==== Given data ====

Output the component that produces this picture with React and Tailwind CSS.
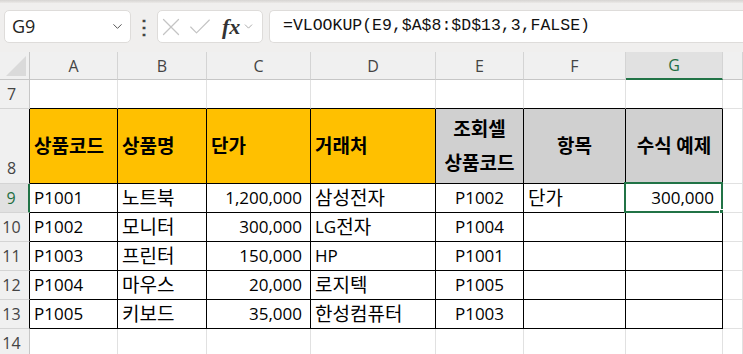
import React from "react";
import { ChevronDown, X, Check } from "lucide-react";

const FONT = { fontFamily: '"Open Sans", "Noto Sans CJK KR", sans-serif' };

const COLS = ["A", "B", "C", "D", "E", "F", "G", "H"];
const ROWS = [7, 8, 9, 10, 11, 12, 13, 14];

const data = [
  ["P1001", "노트북", "1,200,000", "삼성전자", "P1002", "단가", "300,000"],
  ["P1002", "모니터", "300,000", "LG전자", "P1004", "", ""],
  ["P1003", "프린터", "150,000", "HP", "P1001", "", ""],
  ["P1004", "마우스", "20,000", "로지텍", "P1005", "", ""],
  ["P1005", "키보드", "35,000", "한성컴퓨터", "P1003", "", ""],
];

const inTable = (r, c) => r >= 8 && r <= 13 && c >= 0 && c <= 6;

// hangul glyphs in the sheet font run a bit larger than latin
function Txt({ children }) {
  const parts = String(children).split(/([\uac00-\ud7a3]+)/).filter(Boolean);
  return parts.map((p, i) =>
    /[\uac00-\ud7a3]/.test(p) ? (
      <span key={i} className="text-[19px]">
        {p}
      </span>
    ) : (
      <span key={i}>{p}</span>
    )
  );
}

function Cell({ r, c }) {
  const inside = inTable(r, c);
  const rightBlack = inside || inTable(r, c + 1);
  const bottomBlack = inside || inTable(r + 1, c);
  let bg = "bg-white";
  let content = null;
  let align = "justify-start pl-1";

  if (r === 8 && c <= 3) {
    bg = "bg-[#ffc000]";
    content = (
      <span className="font-bold">
        <Txt>{["상품코드", "상품명", "단가", "거래처"][c]}</Txt>
      </span>
    );
  } else if (r === 8 && c <= 6) {
    bg = "bg-[#d0d0d0]";
    align = "justify-center";
    content =
      c === 4 ? (
        <span className="font-bold text-center text-[19px] leading-[34px]">
          조회셀
          <br />
          상품코드
        </span>
      ) : (
        <span className="font-bold">
          <Txt>{c === 5 ? "항목" : "수식 예제"}</Txt>
        </span>
      );
  } else if (r >= 9 && r <= 13 && c <= 6) {
    const v = data[r - 9][c];
    if (c === 2 || c === 6) align = "justify-end pr-2";
    if (c === 4) align = "justify-center";
    content = <Txt>{v}</Txt>;
  }

  return (
    <div
      className={`relative flex items-center ${align} ${bg} border-r border-b ${
        rightBlack ? "border-r-black" : "border-r-[#e1e1e1]"
      } ${bottomBlack ? "border-b-black" : "border-b-[#e1e1e1]"} text-[17px] text-black whitespace-nowrap`}
    >
      {content}
      {r === 9 && c === 6 && (
        <div className="absolute -left-[2px] -top-[2px] -right-[1px] -bottom-[1px] border-2 border-[#217346]">
          <div className="absolute -right-[4px] -bottom-[4px] w-[6px] h-[6px] bg-[#217346] border border-white" />
        </div>
      )}
    </div>
  );
}

export default function App() {
  return (
    <div className="w-[743px] h-[354px] overflow-hidden bg-white" style={FONT}>
      {/* formula bar */}
      <div className="h-[52px] bg-[#f0efee] flex flex-col">
        <div className="h-[3px] bg-gradient-to-b from-[#d6d4d2] to-[#ebe9e7]" />
        <div className="flex items-center pt-[7px] pl-[4px]">
          <div className="w-[127px] h-[33px] bg-white border border-[#dedcda] rounded-[5px] flex items-center justify-between pl-[7px] pr-[5px]">
            <span className="text-[18px] text-[#222]">G9</span>
            <ChevronDown size={15} strokeWidth={1.6} className="text-[#555]" />
          </div>
          <div className="w-[26px] flex justify-center text-[#444] text-[20px] font-bold leading-none">⋮</div>
          <div className="w-[106px] h-[33px] bg-white border border-[#dedcda] rounded-[5px] flex items-center">
            <X size={30} strokeWidth={1} className="text-[#c4c4c4] -ml-[2px]" />
            <Check size={28} strokeWidth={1} className="text-[#c4c4c4]" />
            <span
              className="ml-[8px] text-[22px] italic font-bold text-[#333] leading-none"
              style={{ fontFamily: '"Liberation Serif", serif' }}
            >
              fx
            </span>
            <ChevronDown size={13} strokeWidth={1.5} className="text-[#999] ml-[2px]" />
          </div>
          <div className="ml-[6px] flex-1 h-[33px] bg-white border border-[#dedcda] rounded-l-[5px] border-r-0 flex items-center pl-[13px]">
            <span className="text-[16.5px] text-[#111]" style={{ fontFamily: '"Liberation Mono", monospace' }}>
              =VLOOKUP(E9,$A$8:$D$13,3,FALSE)
            </span>
          </div>
        </div>
      </div>

      {/* sheet grid */}
      <div className="grid grid-cols-[30px_88px_89px_104px_125px_88px_102px_97px_1fr] grid-rows-[28px_29px_75px_29px_29px_29px_29px_29px_29px]">
        <div className="bg-[#f0f0f0] border-r border-b border-[#c6c6c6] relative">
          <div className="absolute right-[3px] bottom-[3px] w-0 h-0 border-l-[20px] border-l-transparent border-b-[20px] border-b-[#dadada]" />
        </div>
        {COLS.map((l) => (
          <div
            key={l}
            className={`flex items-center justify-center text-[16px] border-r border-r-[#d4d4d4] ${
              l === "G"
                ? "bg-[#e1e1e1] text-[#1e6e42] border-b-2 border-b-[#217346]"
                : "bg-[#f0f0f0] text-[#444] border-b border-b-[#c6c6c6]"
            }`}
          >
            {l === "H" ? "" : l}
          </div>
        ))}
        {ROWS.map((r) => (
          <React.Fragment key={r}>
            <div
              className={`flex justify-center pr-[6px] ${r === 8 ? "items-end pb-[3px]" : "items-center"} text-[16px] border-b border-b-[#d4d4d4] ${
                r === 9
                  ? "bg-[#e1e1e1] text-[#1e6e42] border-r-2 border-r-[#217346]"
                  : `bg-[#f0f0f0] text-[#444] border-r ${r >= 8 && r <= 13 ? "border-r-black" : "border-r-[#c6c6c6]"}`
              }`}
            >
              {r}
            </div>
            {COLS.map((l, c) => (
              <Cell key={l} r={r} c={c} />
            ))}
          </React.Fragment>
        ))}
      </div>
    </div>
  );
}
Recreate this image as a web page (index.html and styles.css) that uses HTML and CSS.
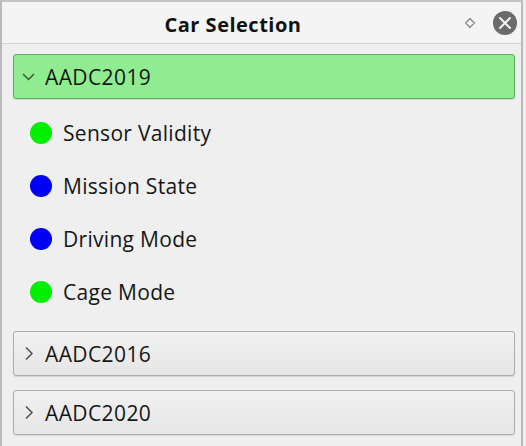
FILE: index.html
```html
<!DOCTYPE html>
<html lang="en">
<head>
    <meta charset="UTF-8">
    <title>Car Selection</title>
    <link rel="stylesheet" href="styles.css">
</head>
<body>
    <div class="dock">
        <div class="title-bar">
            <div class="title">Car Selection</div>
            <div class="title-buttons">
                <svg class="float-btn" width="12" height="12" viewBox="0 0 12 12">
                    <path d="M6 1.5 Q8 4 10.5 6 Q8 8 6 10.5 Q4 8 1.5 6 Q4 4 6 1.5 Z" fill="none" stroke="#8a8a8a" stroke-width="1.3" stroke-linejoin="round"/>
                </svg>
                <svg class="close-btn" width="24" height="24" viewBox="0 0 24 24">
                    <circle cx="12" cy="12" r="12" fill="#6b6b6b"/>
                    <path d="M7 7 L17 17 M17 7 L7 17" stroke="#f2f2f2" stroke-width="2" stroke-linecap="round"/>
                </svg>
            </div>
        </div>

        <div class="content">
            <div class="car-header expanded">
                <svg class="chevron" width="13" height="13" viewBox="0 0 13 13">
                    <polyline points="1,4 6.5,9.5 12,4" fill="none" stroke="#3c5a3c" stroke-width="1.5"/>
                </svg>
                <span>AADC2019</span>
            </div>
            <ul class="status-list">
                <li><span class="dot green"></span>Sensor Validity</li>
                <li><span class="dot blue"></span>Mission State</li>
                <li><span class="dot blue"></span>Driving Mode</li>
                <li><span class="dot green"></span>Cage Mode</li>
            </ul>

            <div class="car-header">
                <svg class="chevron" width="13" height="13" viewBox="0 0 13 13">
                    <polyline points="4,0.5 10,6.5 4,12.5" fill="none" stroke="#505050" stroke-width="1.5"/>
                </svg>
                <span>AADC2016</span>
            </div>
            <div class="car-header">
                <svg class="chevron" width="13" height="13" viewBox="0 0 13 13">
                    <polyline points="4,0.5 10,6.5 4,12.5" fill="none" stroke="#505050" stroke-width="1.5"/>
                </svg>
                <span>AADC2020</span>
            </div>
        </div>
    </div>
</body>
</html>
```

FILE: styles.css
```css
body {
    margin: 0;
    background: #efefef;
    font-family: 'Open Sans', 'Noto Sans', sans-serif;
    color: #161616;
}

.dock {
    width: 523px;
    height: 446px;
    box-sizing: border-box;
    border-top: 2px solid #c2c2c2;
    border-left: 2px solid #bababa;
    border-right: 2px solid #bababa;
    background: #efefef;
}

.title-bar {
    display: flex;
    align-items: center;
    height: 41px;
    background: #f4f4f4;
    border-bottom: 1px solid #d2d2d2;
}

.title {
    flex: 1;
    text-align: center;
    font-weight: bold;
    font-size: 20px;
    letter-spacing: 0.5px;
    padding-top: 4px;
    color: #111;
}

.title-buttons {
    display: flex;
    align-items: center;
    gap: 17px;
    width: 57px;
    padding-top: 1px;
}

.content {
    padding: 10px 6px 0 11px;
}

.car-header {
    display: flex;
    align-items: center;
    gap: 10px;
    height: 43px;
    padding-left: 8px;
    border: 1px solid #adadad;
    border-radius: 3px;
    background: linear-gradient(#f1f1f1, #e6e6e6);
    box-shadow: 0 1px 1px rgba(0,0,0,0.12);
    font-size: 21px;
    letter-spacing: 0.4px;
    margin-bottom: 14px;
}

.car-header.expanded {
    background: #90ec90;
    border-color: #66a866;
    margin-bottom: 0;
}

.status-list {
    list-style: none;
    margin: 0;
    padding: 7px 0 13px 0;
}

.status-list li {
    display: flex;
    align-items: center;
    gap: 11px;
    height: 53px;
    padding-left: 17px;
    font-size: 21px;
    letter-spacing: 0.3px;
}

.dot {
    width: 22px;
    height: 22px;
    border-radius: 50%;
}

.dot.green {
    background: #00f000;
}

.dot.blue {
    background: #0000f5;
}
```
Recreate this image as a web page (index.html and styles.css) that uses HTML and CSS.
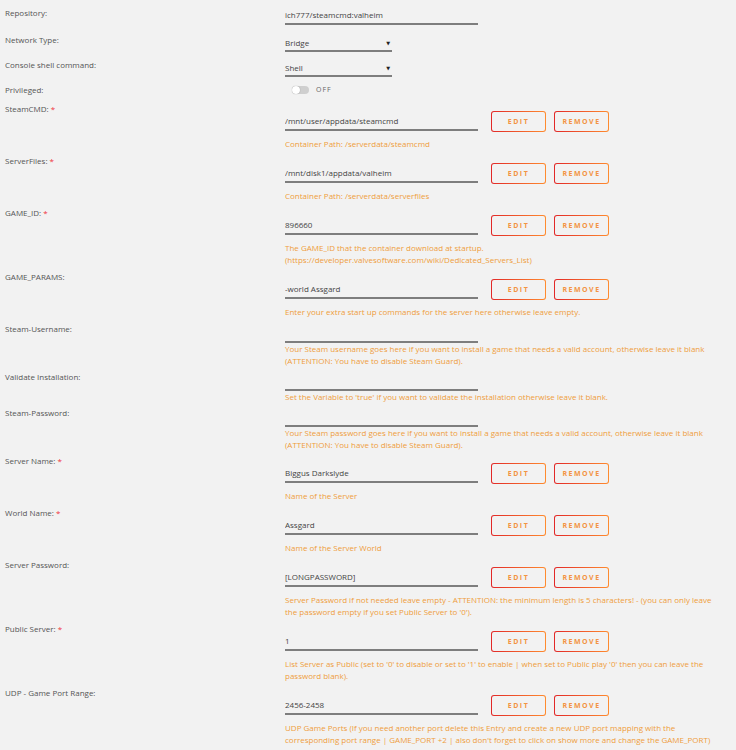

====

» **Exercise instructions**
Only lines belong in the copy: transcribe those from the start of the data through the line that contains "const ROWS = [7, 8, 9, 10, 11, 12, 13, 14];", and skip the pictures.

» **Final answer**
Output the component that produces this picture with React and Tailwind CSS.
import React from "react";
import { ChevronDown, X, Check } from "lucide-react";

const FONT = { fontFamily: '"Open Sans", "Noto Sans CJK KR", sans-serif' };

const COLS = ["A", "B", "C", "D", "E", "F", "G", "H"];
const ROWS = [7, 8, 9, 10, 11, 12, 13, 14];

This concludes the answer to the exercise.